Safework SA v Adelaide Mobile Lunch Services Pty Ltd

Case

[2017] SASC 171

23 November 2017


SUPREME COURT OF SOUTH AUSTRALIA

(Appeals to a Single Judge: Permission to Appeal in Private)

SAFEWORK SA v ADELAIDE MOBILE LUNCH SERVICES PTY LTD

[2017] SASC 171

Judgment of The Honourable Chief Justice Kourakis

23 November 2017

INDUSTRIAL LAW - SOUTH AUSTRALIA - REGULATION OF PARTICULAR MATTERS UNDER PARTICULAR LEGISLATION - LONG SERVICE LEAVE - PAYMENT IN LIEU OF LONG SERVICE LEAVE

Application for permission to appeal from the Full Bench of the South Australian Employment Tribunal (the SAET).

A notice issued by the appellant alleges that the respondent did not pay an employee the long service leave she was owed. The respondent alleges that the employee unlawfully overpaid herself a sum exceeding her entitlement. An Industrial Magistrate decided that as a result of the employee’s actions the notice should be cancelled. That decision was upheld by the Full Bench of the SAET. The applicant contends that set-off of the unlawful overpayment is not a proper ground to refuse to pay the employee her long service leave entitlements.

Held per Kourakis CJ, granting permission to appeal:

1.     The proposed appeal is arguable and of general importance.

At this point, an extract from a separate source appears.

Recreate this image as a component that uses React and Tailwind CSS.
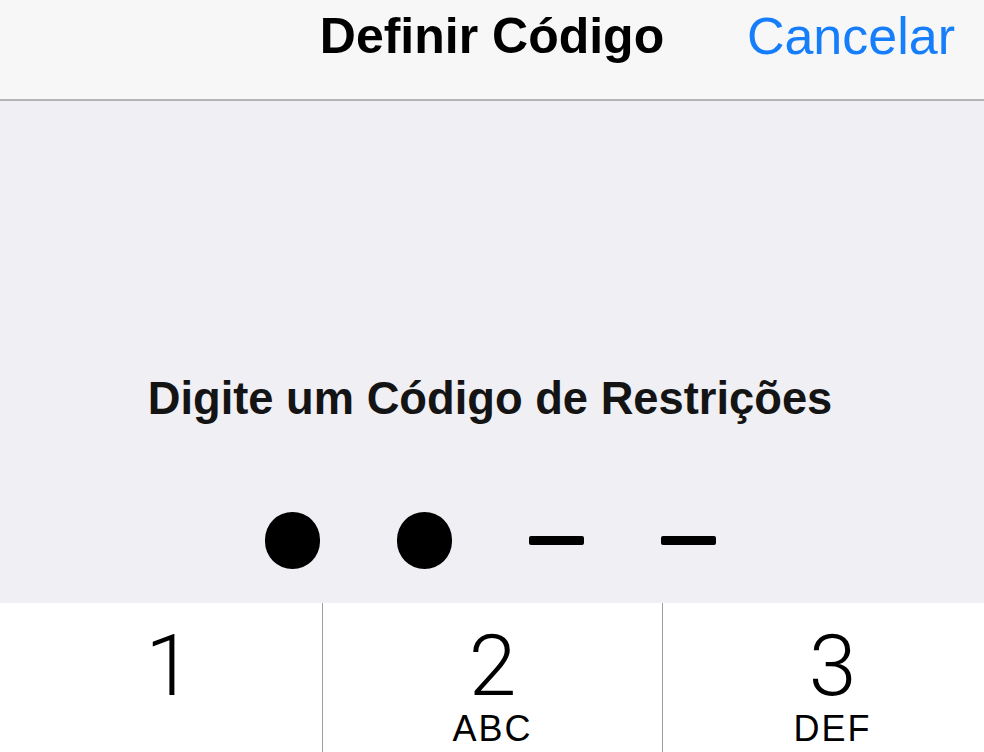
const keys = [
  { digit: "1", letters: "" },
  { digit: "2", letters: "ABC" },
  { digit: "3", letters: "DEF" },
];

// 4-slot passcode, first two filled
const slots = [true, true, false, false];

export default function App() {
  return (
    <div className="w-[984px] h-[752px] overflow-hidden bg-white" style={{ fontFamily: '"Liberation Sans", Arial, sans-serif' }}>
      <div className="w-[1020px] -ml-[18px] flex flex-col">
        {/* Nav bar */}
        <div className="relative h-[101px] bg-[#f7f7f7] border-b-2 border-[#b4b4b4] flex justify-center pt-[11px]">
          <span className="text-[50px] leading-none font-bold text-black">Definir Código</span>
          <span className="absolute right-[47px] top-[10px] text-[52px] leading-none text-[#167efb]">Cancelar</span>
        </div>

        {/* Prompt + code slots */}
        <div className="h-[502px] bg-[#efeff4] flex flex-col items-center pt-[275px] pr-[4px]">
          <span className="text-[45.3px] leading-none font-bold text-[#141414]">Digite um Código de Restrições</span>
          <div className="mt-[91px] flex items-center gap-[77px] h-[57px]">
            {slots.map((filled, i) =>
              filled ? (
                <div key={i} className="w-[55px] h-[57px] rounded-full bg-black" />
              ) : (
                <div key={i} className="w-[55px] h-[9px] rounded-[2px] bg-black" />
              )
            )}
          </div>
        </div>

        {/* Keypad */}
        <div className="grid grid-cols-3 h-[149px] bg-white">
          {keys.map((k, i) => (
            <div
              key={k.digit}
              className={`flex flex-col items-center pt-[27px] ${i > 0 ? "border-l border-[#9e9e9e]" : ""}`}
            >
              <span
                className={`text-[86px] leading-[72px] font-light text-black ${k.digit === "1" ? "pl-[34px]" : ""}`}
                style={{ fontFamily: 'Roboto, "Liberation Sans", sans-serif' }}
              >
                {k.digit}
              </span>
              {k.letters && (
                <span className="mt-[9px] text-[36px] leading-none text-black tracking-[2px]">{k.letters}</span>
              )}
            </div>
          ))}
        </div>
      </div>
    </div>
  );
}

Long Service Leave Act 1987 (SA) s 12, referred to.

SAFEWORK SA v ADELAIDE MOBILE LUNCH SERVICES PTY LTD
[2017] SASC 171

Appeals to a Single Judge

  1. KOURAKIS CJ:         This is an application by Safework SA for permission to appeal against a decision of the Full Bench of the South Australian Employment Tribunal (SAET) confirming the decision of an Industrial Magistrate to cancel the notice issued by one of Safework SA’s inspectors to the respondent (AMLS) to make a payment of long service leave to one of AMLS’s former employee (E). AMLS brought an application pursuant to s 12 of the Long Service Leave Act 1987 (SA) (the LSL Act) for a review of the notice. On a review brought pursuant to s 12 of the LSL Act the Industrial Magistrate may confirm the notice if he or she is satisfied that the ‘employer has improperly refused to grant a worker long service leave or to make a payment in lieu of long service leave to which the worker is entitled under this Act’.

  2. AMLS accepted that E was entitled to a payment under the LSL Act but contended that it had properly refused to pay E her long service leave entitlements because, in her capacity as a pay officer, she had overpaid herself by a sum which exceeded those entitlements. Safework SA contended that a set-off which was unconnected to E’s long service leave entitlements was not a proper reason to refuse to make the payment. The Magistrate accepted AMLS’s contention and cancelled the notice. Safework SA appealed against that order to the Full Board of the SAET. The majority (Gilchrist and Farrell DPJJ) upheld the Industrial Magistrate’s decision and dismissed the appeal. Hannon DPJ allowed the appeal on the ground that the claimed set-off was not a proper ground to refuse to pay E her long service leave entitlements.

  3. On this application Safework SA contends that the reasoning of Hannon DPJ is plainly right and also that the proper construction of the term ‘improperly refused’ is of general importance.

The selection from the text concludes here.